Given material:
⟨

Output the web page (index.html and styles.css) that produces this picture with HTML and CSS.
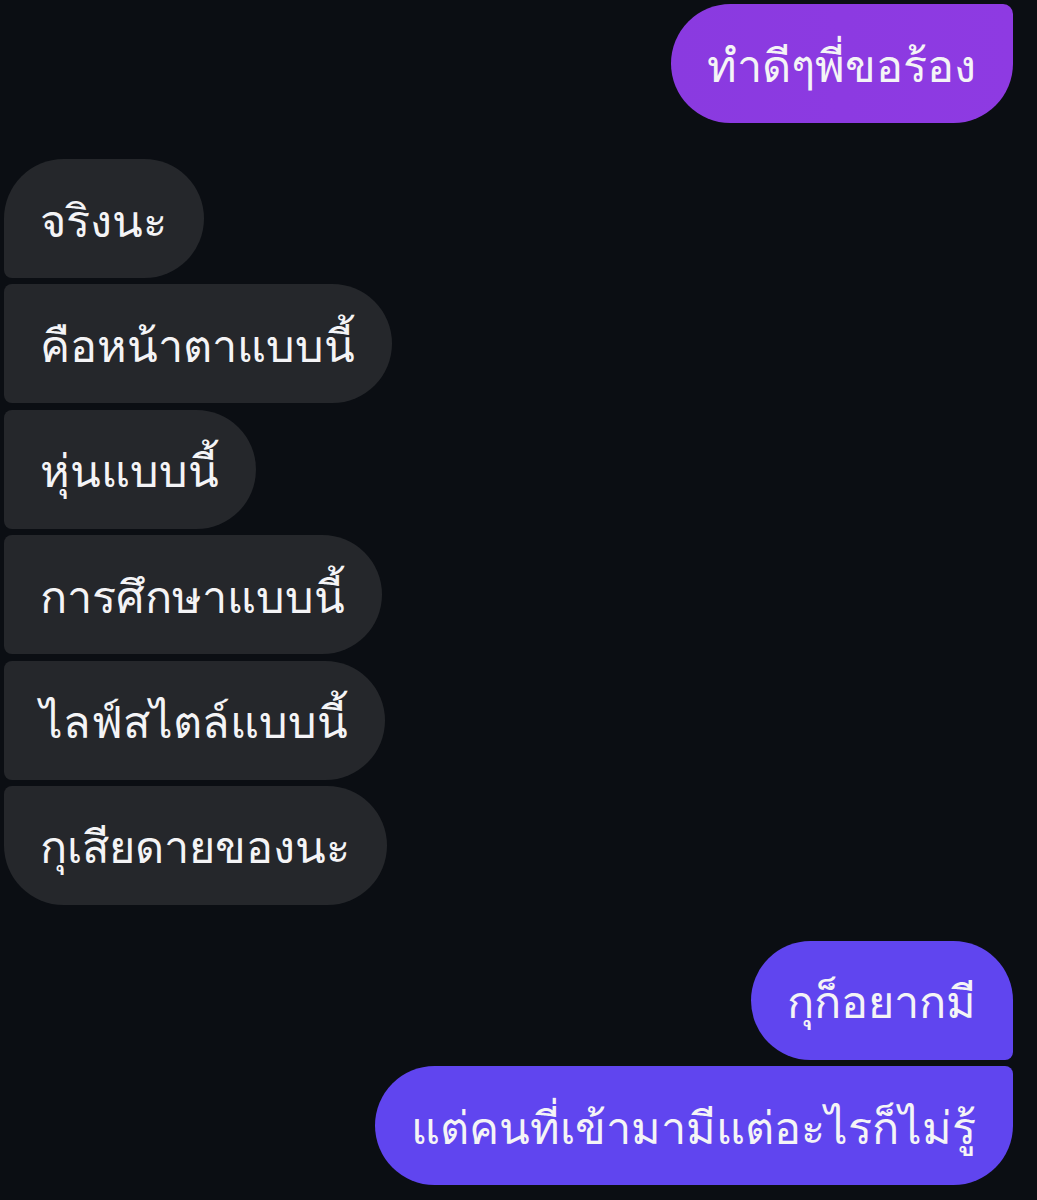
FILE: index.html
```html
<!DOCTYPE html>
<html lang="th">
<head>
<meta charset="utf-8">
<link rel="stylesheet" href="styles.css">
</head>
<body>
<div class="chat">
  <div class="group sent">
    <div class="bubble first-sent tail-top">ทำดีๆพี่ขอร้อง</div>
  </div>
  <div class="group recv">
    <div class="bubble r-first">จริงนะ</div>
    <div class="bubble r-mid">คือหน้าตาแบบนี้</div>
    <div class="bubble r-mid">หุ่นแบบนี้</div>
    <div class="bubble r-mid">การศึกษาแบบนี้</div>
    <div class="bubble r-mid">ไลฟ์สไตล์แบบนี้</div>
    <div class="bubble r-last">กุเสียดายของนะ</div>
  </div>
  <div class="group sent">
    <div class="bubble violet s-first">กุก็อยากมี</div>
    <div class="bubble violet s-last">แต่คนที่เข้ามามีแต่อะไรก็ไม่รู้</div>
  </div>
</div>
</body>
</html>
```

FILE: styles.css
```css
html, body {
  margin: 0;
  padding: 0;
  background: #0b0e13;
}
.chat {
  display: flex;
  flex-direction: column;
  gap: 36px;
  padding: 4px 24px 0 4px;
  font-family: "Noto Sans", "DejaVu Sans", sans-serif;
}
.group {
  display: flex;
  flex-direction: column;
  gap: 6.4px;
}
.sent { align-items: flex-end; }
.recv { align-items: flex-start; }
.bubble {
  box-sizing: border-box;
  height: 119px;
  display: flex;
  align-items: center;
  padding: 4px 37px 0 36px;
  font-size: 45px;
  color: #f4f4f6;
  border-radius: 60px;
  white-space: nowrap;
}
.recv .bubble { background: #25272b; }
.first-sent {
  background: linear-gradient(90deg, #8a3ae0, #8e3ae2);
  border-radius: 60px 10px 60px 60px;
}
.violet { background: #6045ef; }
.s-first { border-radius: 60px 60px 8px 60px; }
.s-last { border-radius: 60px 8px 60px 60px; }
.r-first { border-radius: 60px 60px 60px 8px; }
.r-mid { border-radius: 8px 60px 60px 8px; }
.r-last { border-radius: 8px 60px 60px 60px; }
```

⟩

Work required: Write out again every line above exactly as given; the pictures do not belong in the copy.

Output for this exercise:
Output the web page (index.html and styles.css) that produces this picture with HTML and CSS.
FILE: index.html
```html
<!DOCTYPE html>
<html lang="th">
<head>
<meta charset="utf-8">
<link rel="stylesheet" href="styles.css">
</head>
<body>
<div class="chat">
  <div class="group sent">
    <div class="bubble first-sent tail-top">ทำดีๆพี่ขอร้อง</div>
  </div>
  <div class="group recv">
    <div class="bubble r-first">จริงนะ</div>
    <div class="bubble r-mid">คือหน้าตาแบบนี้</div>
    <div class="bubble r-mid">หุ่นแบบนี้</div>
    <div class="bubble r-mid">การศึกษาแบบนี้</div>
    <div class="bubble r-mid">ไลฟ์สไตล์แบบนี้</div>
    <div class="bubble r-last">กุเสียดายของนะ</div>
  </div>
  <div class="group sent">
    <div class="bubble violet s-first">กุก็อยากมี</div>
    <div class="bubble violet s-last">แต่คนที่เข้ามามีแต่อะไรก็ไม่รู้</div>
  </div>
</div>
</body>
</html>
```

FILE: styles.css
```css
html, body {
  margin: 0;
  padding: 0;
  background: #0b0e13;
}
.chat {
  display: flex;
  flex-direction: column;
  gap: 36px;
  padding: 4px 24px 0 4px;
  font-family: "Noto Sans", "DejaVu Sans", sans-serif;
}
.group {
  display: flex;
  flex-direction: column;
  gap: 6.4px;
}
.sent { align-items: flex-end; }
.recv { align-items: flex-start; }
.bubble {
  box-sizing: border-box;
  height: 119px;
  display: flex;
  align-items: center;
  padding: 4px 37px 0 36px;
  font-size: 45px;
  color: #f4f4f6;
  border-radius: 60px;
  white-space: nowrap;
}
.recv .bubble { background: #25272b; }
.first-sent {
  background: linear-gradient(90deg, #8a3ae0, #8e3ae2);
  border-radius: 60px 10px 60px 60px;
}
.violet { background: #6045ef; }
.s-first { border-radius: 60px 60px 8px 60px; }
.s-last { border-radius: 60px 8px 60px 60px; }
.r-first { border-radius: 60px 60px 60px 8px; }
.r-mid { border-radius: 8px 60px 60px 8px; }
.r-last { border-radius: 8px 60px 60px 60px; }
```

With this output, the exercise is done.